━━━━━ Dataset rows ━━━━━

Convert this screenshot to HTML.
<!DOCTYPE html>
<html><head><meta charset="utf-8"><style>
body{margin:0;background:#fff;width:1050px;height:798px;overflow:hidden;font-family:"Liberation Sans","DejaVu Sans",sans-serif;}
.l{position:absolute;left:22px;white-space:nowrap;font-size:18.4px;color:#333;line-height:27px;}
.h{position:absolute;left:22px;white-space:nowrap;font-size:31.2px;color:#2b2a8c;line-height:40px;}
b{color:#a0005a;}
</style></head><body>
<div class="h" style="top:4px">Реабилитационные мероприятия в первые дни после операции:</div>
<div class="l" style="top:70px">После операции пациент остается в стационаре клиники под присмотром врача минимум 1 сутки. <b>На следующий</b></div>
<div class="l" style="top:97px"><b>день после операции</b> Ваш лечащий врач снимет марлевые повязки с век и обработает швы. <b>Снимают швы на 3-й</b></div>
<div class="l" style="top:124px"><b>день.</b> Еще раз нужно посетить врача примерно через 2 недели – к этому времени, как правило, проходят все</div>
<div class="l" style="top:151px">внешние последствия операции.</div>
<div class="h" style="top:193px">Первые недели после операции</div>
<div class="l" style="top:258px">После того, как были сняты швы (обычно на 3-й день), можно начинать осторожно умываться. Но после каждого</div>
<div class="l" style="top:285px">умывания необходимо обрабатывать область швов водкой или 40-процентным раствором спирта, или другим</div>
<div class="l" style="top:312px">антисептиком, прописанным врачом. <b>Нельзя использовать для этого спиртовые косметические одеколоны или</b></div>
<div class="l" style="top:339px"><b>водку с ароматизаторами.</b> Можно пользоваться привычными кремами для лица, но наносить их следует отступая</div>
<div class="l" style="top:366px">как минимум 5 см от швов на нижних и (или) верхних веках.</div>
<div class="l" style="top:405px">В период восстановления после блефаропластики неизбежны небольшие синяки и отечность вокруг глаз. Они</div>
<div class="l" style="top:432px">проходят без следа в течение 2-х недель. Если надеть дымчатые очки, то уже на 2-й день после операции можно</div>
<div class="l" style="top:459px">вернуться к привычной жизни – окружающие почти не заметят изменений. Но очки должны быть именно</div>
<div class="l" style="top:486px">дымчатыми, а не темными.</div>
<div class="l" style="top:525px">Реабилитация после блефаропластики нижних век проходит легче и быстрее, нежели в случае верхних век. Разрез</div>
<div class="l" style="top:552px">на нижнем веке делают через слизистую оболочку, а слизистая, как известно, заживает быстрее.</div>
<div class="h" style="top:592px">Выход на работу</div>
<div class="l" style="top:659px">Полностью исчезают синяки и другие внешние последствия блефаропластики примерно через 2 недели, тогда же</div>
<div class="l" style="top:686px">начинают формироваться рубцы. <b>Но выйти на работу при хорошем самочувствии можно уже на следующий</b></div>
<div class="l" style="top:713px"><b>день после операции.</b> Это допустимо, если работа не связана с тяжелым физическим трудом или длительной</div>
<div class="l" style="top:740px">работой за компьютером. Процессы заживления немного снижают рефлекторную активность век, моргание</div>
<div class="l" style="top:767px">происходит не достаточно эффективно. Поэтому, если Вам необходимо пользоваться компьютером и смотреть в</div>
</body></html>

━━━━━
━━━━━ Dataset rows ━━━━━

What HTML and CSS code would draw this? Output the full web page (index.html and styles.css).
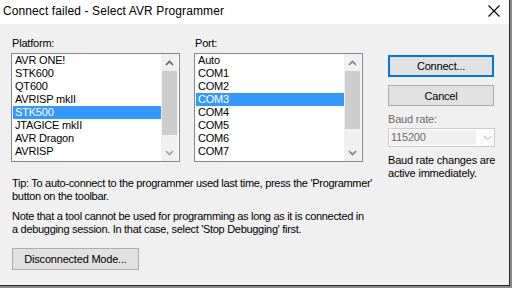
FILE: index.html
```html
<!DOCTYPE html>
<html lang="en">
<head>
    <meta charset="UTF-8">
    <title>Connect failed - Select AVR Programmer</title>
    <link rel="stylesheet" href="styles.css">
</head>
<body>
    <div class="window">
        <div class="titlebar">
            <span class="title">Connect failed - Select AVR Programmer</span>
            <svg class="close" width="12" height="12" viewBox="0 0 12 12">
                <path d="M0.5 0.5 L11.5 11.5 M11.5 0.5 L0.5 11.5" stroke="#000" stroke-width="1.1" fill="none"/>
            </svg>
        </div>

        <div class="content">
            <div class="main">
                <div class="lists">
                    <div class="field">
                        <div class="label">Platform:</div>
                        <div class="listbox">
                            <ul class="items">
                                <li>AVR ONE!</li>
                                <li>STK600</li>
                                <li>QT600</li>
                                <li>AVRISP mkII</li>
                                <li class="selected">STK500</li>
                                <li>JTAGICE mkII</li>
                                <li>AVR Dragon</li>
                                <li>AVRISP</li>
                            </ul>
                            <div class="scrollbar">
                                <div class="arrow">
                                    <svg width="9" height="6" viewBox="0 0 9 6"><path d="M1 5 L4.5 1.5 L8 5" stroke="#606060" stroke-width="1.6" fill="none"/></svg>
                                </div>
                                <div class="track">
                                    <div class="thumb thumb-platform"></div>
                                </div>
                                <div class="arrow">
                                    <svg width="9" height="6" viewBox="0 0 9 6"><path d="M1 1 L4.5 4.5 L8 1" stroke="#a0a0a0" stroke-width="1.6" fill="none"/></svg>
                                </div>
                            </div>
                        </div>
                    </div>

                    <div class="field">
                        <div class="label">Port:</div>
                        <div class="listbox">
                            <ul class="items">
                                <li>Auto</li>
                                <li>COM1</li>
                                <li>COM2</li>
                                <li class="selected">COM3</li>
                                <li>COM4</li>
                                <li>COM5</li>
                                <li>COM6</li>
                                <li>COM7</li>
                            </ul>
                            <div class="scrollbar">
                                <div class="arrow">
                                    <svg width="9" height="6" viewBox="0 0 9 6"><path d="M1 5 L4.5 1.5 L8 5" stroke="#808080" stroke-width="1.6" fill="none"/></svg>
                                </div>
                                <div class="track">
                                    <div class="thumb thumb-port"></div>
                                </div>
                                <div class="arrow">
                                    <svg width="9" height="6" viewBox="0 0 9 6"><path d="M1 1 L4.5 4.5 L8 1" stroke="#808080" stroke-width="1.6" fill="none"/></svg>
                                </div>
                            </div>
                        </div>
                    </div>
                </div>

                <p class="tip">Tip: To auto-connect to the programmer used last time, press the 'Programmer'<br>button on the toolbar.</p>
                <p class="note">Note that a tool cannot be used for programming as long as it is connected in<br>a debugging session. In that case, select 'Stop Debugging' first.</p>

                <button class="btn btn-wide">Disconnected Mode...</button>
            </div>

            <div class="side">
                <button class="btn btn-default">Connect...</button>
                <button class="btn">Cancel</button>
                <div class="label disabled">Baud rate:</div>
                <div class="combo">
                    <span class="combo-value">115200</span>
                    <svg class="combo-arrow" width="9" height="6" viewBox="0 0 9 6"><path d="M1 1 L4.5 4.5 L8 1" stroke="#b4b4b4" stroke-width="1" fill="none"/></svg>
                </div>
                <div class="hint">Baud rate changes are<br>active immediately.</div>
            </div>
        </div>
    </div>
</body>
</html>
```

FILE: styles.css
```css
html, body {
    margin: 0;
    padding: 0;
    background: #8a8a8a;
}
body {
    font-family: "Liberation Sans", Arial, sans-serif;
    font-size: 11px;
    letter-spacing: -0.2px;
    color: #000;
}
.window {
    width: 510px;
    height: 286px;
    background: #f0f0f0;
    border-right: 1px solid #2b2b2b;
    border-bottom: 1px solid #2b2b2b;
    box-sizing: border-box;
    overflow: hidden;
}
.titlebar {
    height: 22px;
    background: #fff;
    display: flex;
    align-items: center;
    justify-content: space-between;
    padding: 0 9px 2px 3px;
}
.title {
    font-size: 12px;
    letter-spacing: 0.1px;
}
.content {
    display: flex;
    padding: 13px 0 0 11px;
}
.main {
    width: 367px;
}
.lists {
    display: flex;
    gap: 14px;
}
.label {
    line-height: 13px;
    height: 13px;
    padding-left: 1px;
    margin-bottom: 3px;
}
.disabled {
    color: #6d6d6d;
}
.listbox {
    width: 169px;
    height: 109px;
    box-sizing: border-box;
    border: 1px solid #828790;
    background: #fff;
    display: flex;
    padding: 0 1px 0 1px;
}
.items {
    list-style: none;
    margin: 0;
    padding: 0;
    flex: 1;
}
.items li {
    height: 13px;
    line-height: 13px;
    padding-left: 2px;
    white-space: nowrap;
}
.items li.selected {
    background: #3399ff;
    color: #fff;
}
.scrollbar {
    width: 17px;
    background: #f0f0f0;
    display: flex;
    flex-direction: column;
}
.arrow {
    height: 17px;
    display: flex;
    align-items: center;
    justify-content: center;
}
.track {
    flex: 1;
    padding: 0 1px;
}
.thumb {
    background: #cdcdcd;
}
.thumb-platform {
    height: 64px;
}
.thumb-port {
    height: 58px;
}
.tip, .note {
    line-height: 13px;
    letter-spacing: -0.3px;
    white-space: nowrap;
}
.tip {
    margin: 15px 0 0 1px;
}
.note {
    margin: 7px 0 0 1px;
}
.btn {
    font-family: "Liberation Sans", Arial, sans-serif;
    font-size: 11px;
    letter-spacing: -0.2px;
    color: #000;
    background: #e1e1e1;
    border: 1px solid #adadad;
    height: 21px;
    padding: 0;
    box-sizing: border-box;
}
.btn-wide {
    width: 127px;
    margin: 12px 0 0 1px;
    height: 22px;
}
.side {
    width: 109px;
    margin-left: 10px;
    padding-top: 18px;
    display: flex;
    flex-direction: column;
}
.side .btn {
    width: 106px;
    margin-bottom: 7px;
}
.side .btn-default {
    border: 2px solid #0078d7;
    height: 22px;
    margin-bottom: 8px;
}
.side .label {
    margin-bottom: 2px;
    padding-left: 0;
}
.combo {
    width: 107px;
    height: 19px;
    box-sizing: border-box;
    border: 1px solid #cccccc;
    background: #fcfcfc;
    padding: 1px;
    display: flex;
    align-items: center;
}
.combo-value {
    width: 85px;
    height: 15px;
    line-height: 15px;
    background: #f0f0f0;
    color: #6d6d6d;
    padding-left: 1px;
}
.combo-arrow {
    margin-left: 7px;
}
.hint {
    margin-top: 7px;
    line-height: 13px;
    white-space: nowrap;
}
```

━━━━━

Exercise description | Scan the lines for the string "this". Pick out every line that has it.

Exercise result |
Convert this screenshot to HTML.
What HTML and CSS code would draw this? Output the full web page (index.html and styles.css).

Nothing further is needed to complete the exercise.